Set exercise: Repeat the data below exactly, dropping any pictures it holds.

Dataset section:
___

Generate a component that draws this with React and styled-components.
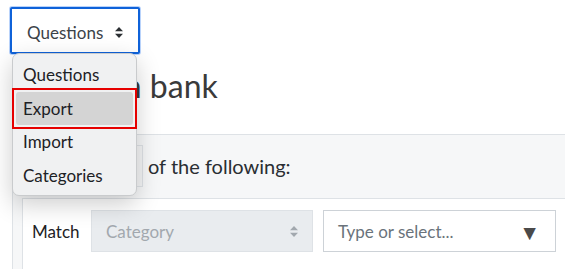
import React from 'react';
import styled, { createGlobalStyle } from 'styled-components';

const Global = createGlobalStyle`
  html, body {
    margin: 0;
    padding: 0;
    background: #fff;
    overflow: hidden;
  }
  body {
    font-family: 'Lato', 'Open Sans', sans-serif;
    color: #1d2125;
  }
`;

const Page = styled.div`
  width: 565px;
  height: 269px;
  padding-top: 7px;
  box-sizing: border-box;
  position: relative;
  overflow: hidden;
`;

const Picker = styled.div`
  position: relative;
  margin-left: 10px;
  width: 130px;
`;

const SelectButton = styled.button`
  display: flex;
  align-items: center;
  justify-content: space-between;
  width: 130px;
  height: 47px;
  box-sizing: border-box;
  padding: 3px 15px 0 15px;
  background: #fff;
  border: 2px solid #0f62d9;
  border-radius: 2px;
  box-shadow: 0 0 0 1px #b9d3fb;
  font-family: inherit;
  font-size: 17px;
  color: #3c4349;
  cursor: pointer;
`;

const SortIcon = ({ color = '#2b2f33' }) => (
  <svg width="8" height="11" viewBox="0 0 8 11">
    <path d="M4 0 L8 4.3 L0 4.3 Z" fill={color} />
    <path d="M4 11 L8 6.7 L0 6.7 Z" fill={color} />
  </svg>
);

const Menu = styled.ul`
  position: absolute;
  top: 46px;
  left: 2px;
  width: 125px;
  box-sizing: border-box;
  margin: 0;
  padding: 4px 3px 3px;
  list-style: none;
  background: #f0f1f2;
  border: 1px solid #c9cbcd;
  border-radius: 7px;
  box-shadow: 0 8px 24px rgba(0, 0, 0, 0.2);
  z-index: 5;
`;

const MenuItem = styled.li`
  position: relative;
  display: flex;
  align-items: center;
  height: 33.5px;
  padding: 0 7px;
  font-size: 17px;
  color: #1d2125;
  border-radius: 3px;
  background: ${p => (p.$active ? '#d4d4d4' : 'transparent')};

  &::after {
    content: '';
    display: ${p => (p.$active ? 'block' : 'none')};
    position: absolute;
    top: -4px;
    bottom: -4px;
    left: -4px;
    right: -4px;
    border: 2px solid #e60000;
  }
`;

const Heading = styled.h2`
  margin: 13px 0 0 12px;
  height: 67px;
  font-size: 32px;
  font-weight: 400;
  line-height: 38px;
  color: #3a3a3a;
`;

const Outer = styled.div`
  margin-left: 12px;
  border-left: 1px solid #dee2e6;
  border-top: 1px solid #dee2e6;
  background: #f6f7f8;
  padding-left: 9px;
  height: 140px;
`;

const HeaderRow = styled.div`
  display: flex;
  align-items: center;
  height: 63px;
  padding-left: 19px;
  margin-left: -9px;
  padding-bottom: 2px;
  box-sizing: border-box;
  font-size: 20px;
  color: #2a2e33;
`;

const Label = styled.span`
  width: 59px;
  flex-shrink: 0;
  font-size: 17px;
  color: #1d2125;
`;

const SmallSelect = styled.div`
  display: flex;
  align-items: center;
  width: 52px;
  height: 42px;
  flex-shrink: 0;
  box-sizing: border-box;
  padding-left: 10px;
  border: 1px solid #dee2e6;
  background: #f4f5f6;
  margin-right: 5px;
  font-size: 17px;
`;

const Inner = styled.div`
  background: #fff;
  border-left: 1px solid #dee2e6;
  border-top: 1px solid #dee2e6;
  height: 100%;
  padding: 11px 0 0 9px;
  box-sizing: border-box;
`;

const FilterRow = styled.div`
  display: flex;
  align-items: center;
`;

const Select = styled.div`
  display: flex;
  align-items: center;
  justify-content: space-between;
  flex-shrink: 0;
  box-sizing: border-box;
  width: ${p => p.$w}px;
  height: 42px;
  padding: 0 ${p => (p.$disabled ? 14 : 15)}px 0 14px;
  margin-right: 10px;
  font-size: 17px;
  border: 1px solid ${p => (p.$disabled ? '#dee2e6' : '#cdd2d7')};
  background: ${p => (p.$disabled ? '#e9ecef' : '#fff')};
  color: ${p => (p.$disabled ? '#a2a8ae' : '#6a737b')};
`;

const Caret = styled.span`
  font-size: 21px;
  color: #4a4a4a;
  line-height: 1;
`;

export default function App() {
  return (
    <Page>
      <Global />
      <Picker>
        <SelectButton>
          Questions
          <SortIcon />
        </SelectButton>
        <Menu>
          <MenuItem>Questions</MenuItem>
          <MenuItem $active>Export</MenuItem>
          <MenuItem>Import</MenuItem>
          <MenuItem>Categories</MenuItem>
        </Menu>
      </Picker>
      <Heading>Question bank</Heading>
      <Outer>
        <HeaderRow>
          <Label>Match</Label>
          <SmallSelect>All</SmallSelect>
          of the following:
        </HeaderRow>
        <Inner>
          <FilterRow>
            <Label>Match</Label>
            <Select $w={222} $disabled>
              Category
              <SortIcon color="#a2a8ae" />
            </Select>
            <Select $w={233}>
              Type or select...
              <Caret>▼</Caret>
            </Select>
          </FilterRow>
        </Inner>
      </Outer>
    </Page>
  );
}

___

Problem solution:
Generate a component that draws this with React and styled-components.
import React from 'react';
import styled, { createGlobalStyle } from 'styled-components';

const Global = createGlobalStyle`
  html, body {
    margin: 0;
    padding: 0;
    background: #fff;
    overflow: hidden;
  }
  body {
    font-family: 'Lato', 'Open Sans', sans-serif;
    color: #1d2125;
  }
`;

const Page = styled.div`
  width: 565px;
  height: 269px;
  padding-top: 7px;
  box-sizing: border-box;
  position: relative;
  overflow: hidden;
`;

const Picker = styled.div`
  position: relative;
  margin-left: 10px;
  width: 130px;
`;

const SelectButton = styled.button`
  display: flex;
  align-items: center;
  justify-content: space-between;
  width: 130px;
  height: 47px;
  box-sizing: border-box;
  padding: 3px 15px 0 15px;
  background: #fff;
  border: 2px solid #0f62d9;
  border-radius: 2px;
  box-shadow: 0 0 0 1px #b9d3fb;
  font-family: inherit;
  font-size: 17px;
  color: #3c4349;
  cursor: pointer;
`;

const SortIcon = ({ color = '#2b2f33' }) => (
  <svg width="8" height="11" viewBox="0 0 8 11">
    <path d="M4 0 L8 4.3 L0 4.3 Z" fill={color} />
    <path d="M4 11 L8 6.7 L0 6.7 Z" fill={color} />
  </svg>
);

const Menu = styled.ul`
  position: absolute;
  top: 46px;
  left: 2px;
  width: 125px;
  box-sizing: border-box;
  margin: 0;
  padding: 4px 3px 3px;
  list-style: none;
  background: #f0f1f2;
  border: 1px solid #c9cbcd;
  border-radius: 7px;
  box-shadow: 0 8px 24px rgba(0, 0, 0, 0.2);
  z-index: 5;
`;

const MenuItem = styled.li`
  position: relative;
  display: flex;
  align-items: center;
  height: 33.5px;
  padding: 0 7px;
  font-size: 17px;
  color: #1d2125;
  border-radius: 3px;
  background: ${p => (p.$active ? '#d4d4d4' : 'transparent')};

  &::after {
    content: '';
    display: ${p => (p.$active ? 'block' : 'none')};
    position: absolute;
    top: -4px;
    bottom: -4px;
    left: -4px;
    right: -4px;
    border: 2px solid #e60000;
  }
`;

const Heading = styled.h2`
  margin: 13px 0 0 12px;
  height: 67px;
  font-size: 32px;
  font-weight: 400;
  line-height: 38px;
  color: #3a3a3a;
`;

const Outer = styled.div`
  margin-left: 12px;
  border-left: 1px solid #dee2e6;
  border-top: 1px solid #dee2e6;
  background: #f6f7f8;
  padding-left: 9px;
  height: 140px;
`;

const HeaderRow = styled.div`
  display: flex;
  align-items: center;
  height: 63px;
  padding-left: 19px;
  margin-left: -9px;
  padding-bottom: 2px;
  box-sizing: border-box;
  font-size: 20px;
  color: #2a2e33;
`;

const Label = styled.span`
  width: 59px;
  flex-shrink: 0;
  font-size: 17px;
  color: #1d2125;
`;

const SmallSelect = styled.div`
  display: flex;
  align-items: center;
  width: 52px;
  height: 42px;
  flex-shrink: 0;
  box-sizing: border-box;
  padding-left: 10px;
  border: 1px solid #dee2e6;
  background: #f4f5f6;
  margin-right: 5px;
  font-size: 17px;
`;

const Inner = styled.div`
  background: #fff;
  border-left: 1px solid #dee2e6;
  border-top: 1px solid #dee2e6;
  height: 100%;
  padding: 11px 0 0 9px;
  box-sizing: border-box;
`;

const FilterRow = styled.div`
  display: flex;
  align-items: center;
`;

const Select = styled.div`
  display: flex;
  align-items: center;
  justify-content: space-between;
  flex-shrink: 0;
  box-sizing: border-box;
  width: ${p => p.$w}px;
  height: 42px;
  padding: 0 ${p => (p.$disabled ? 14 : 15)}px 0 14px;
  margin-right: 10px;
  font-size: 17px;
  border: 1px solid ${p => (p.$disabled ? '#dee2e6' : '#cdd2d7')};
  background: ${p => (p.$disabled ? '#e9ecef' : '#fff')};
  color: ${p => (p.$disabled ? '#a2a8ae' : '#6a737b')};
`;

const Caret = styled.span`
  font-size: 21px;
  color: #4a4a4a;
  line-height: 1;
`;

export default function App() {
  return (
    <Page>
      <Global />
      <Picker>
        <SelectButton>
          Questions
          <SortIcon />
        </SelectButton>
        <Menu>
          <MenuItem>Questions</MenuItem>
          <MenuItem $active>Export</MenuItem>
          <MenuItem>Import</MenuItem>
          <MenuItem>Categories</MenuItem>
        </Menu>
      </Picker>
      <Heading>Question bank</Heading>
      <Outer>
        <HeaderRow>
          <Label>Match</Label>
          <SmallSelect>All</SmallSelect>
          of the following:
        </HeaderRow>
        <Inner>
          <FilterRow>
            <Label>Match</Label>
            <Select $w={222} $disabled>
              Category
              <SortIcon color="#a2a8ae" />
            </Select>
            <Select $w={233}>
              Type or select...
              <Caret>▼</Caret>
            </Select>
          </FilterRow>
        </Inner>
      </Outer>
    </Page>
  );
}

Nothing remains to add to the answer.